## EXERCISE REQUIREMENTS:
Gather up the lines that contain "React".

##############################

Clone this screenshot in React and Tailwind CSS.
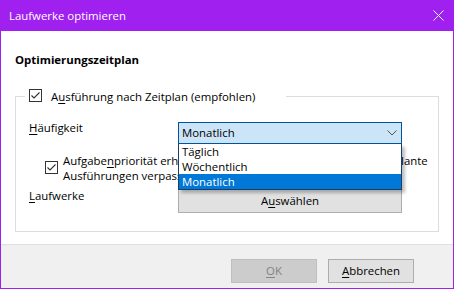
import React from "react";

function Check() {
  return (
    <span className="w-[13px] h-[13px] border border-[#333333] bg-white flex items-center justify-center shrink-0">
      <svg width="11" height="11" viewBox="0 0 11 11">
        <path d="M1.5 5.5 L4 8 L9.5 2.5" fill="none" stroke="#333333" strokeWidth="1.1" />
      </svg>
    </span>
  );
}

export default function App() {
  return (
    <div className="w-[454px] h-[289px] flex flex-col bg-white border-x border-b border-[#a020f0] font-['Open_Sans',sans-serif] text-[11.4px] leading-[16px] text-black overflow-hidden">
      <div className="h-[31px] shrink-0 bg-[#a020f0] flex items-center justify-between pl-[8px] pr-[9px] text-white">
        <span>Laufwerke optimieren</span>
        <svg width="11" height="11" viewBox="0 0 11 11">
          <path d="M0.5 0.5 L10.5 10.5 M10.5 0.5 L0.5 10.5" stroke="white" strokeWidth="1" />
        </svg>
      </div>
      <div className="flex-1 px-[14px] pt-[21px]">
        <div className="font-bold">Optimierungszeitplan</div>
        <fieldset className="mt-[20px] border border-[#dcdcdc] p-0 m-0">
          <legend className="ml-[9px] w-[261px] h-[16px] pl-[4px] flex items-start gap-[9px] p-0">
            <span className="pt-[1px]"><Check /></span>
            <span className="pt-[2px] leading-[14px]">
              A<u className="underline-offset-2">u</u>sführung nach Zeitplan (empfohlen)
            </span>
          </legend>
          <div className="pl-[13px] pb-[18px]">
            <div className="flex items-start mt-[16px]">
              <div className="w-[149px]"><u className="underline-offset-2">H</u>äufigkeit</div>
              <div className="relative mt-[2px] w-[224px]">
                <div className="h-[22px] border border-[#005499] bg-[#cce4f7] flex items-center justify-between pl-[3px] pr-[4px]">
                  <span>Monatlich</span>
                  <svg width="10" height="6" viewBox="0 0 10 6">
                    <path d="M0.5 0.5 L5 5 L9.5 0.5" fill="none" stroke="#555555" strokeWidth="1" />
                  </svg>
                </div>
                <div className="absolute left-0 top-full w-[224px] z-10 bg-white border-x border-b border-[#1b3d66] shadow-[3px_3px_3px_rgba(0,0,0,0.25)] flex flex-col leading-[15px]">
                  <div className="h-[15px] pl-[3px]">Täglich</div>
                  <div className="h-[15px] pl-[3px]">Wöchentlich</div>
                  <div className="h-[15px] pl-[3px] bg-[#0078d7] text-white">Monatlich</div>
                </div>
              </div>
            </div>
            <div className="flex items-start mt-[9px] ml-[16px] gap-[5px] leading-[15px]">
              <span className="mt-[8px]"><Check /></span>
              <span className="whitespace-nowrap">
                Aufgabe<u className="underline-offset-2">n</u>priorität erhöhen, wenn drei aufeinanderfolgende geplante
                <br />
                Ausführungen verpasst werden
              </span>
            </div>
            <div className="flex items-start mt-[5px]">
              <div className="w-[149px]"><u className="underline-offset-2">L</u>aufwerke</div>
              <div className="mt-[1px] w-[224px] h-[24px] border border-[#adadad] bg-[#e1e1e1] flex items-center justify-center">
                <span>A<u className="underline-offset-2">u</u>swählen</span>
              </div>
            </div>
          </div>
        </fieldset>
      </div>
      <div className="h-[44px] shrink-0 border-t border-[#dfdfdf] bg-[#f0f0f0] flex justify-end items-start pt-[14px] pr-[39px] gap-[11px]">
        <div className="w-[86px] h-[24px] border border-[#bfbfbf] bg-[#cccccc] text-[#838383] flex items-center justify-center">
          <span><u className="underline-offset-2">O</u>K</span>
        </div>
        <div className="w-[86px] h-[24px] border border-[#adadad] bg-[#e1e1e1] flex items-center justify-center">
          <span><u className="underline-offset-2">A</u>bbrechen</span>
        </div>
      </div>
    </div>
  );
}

##############################

## EXERCISE SOLUTION:
Clone this screenshot in React and Tailwind CSS.
import React from "react";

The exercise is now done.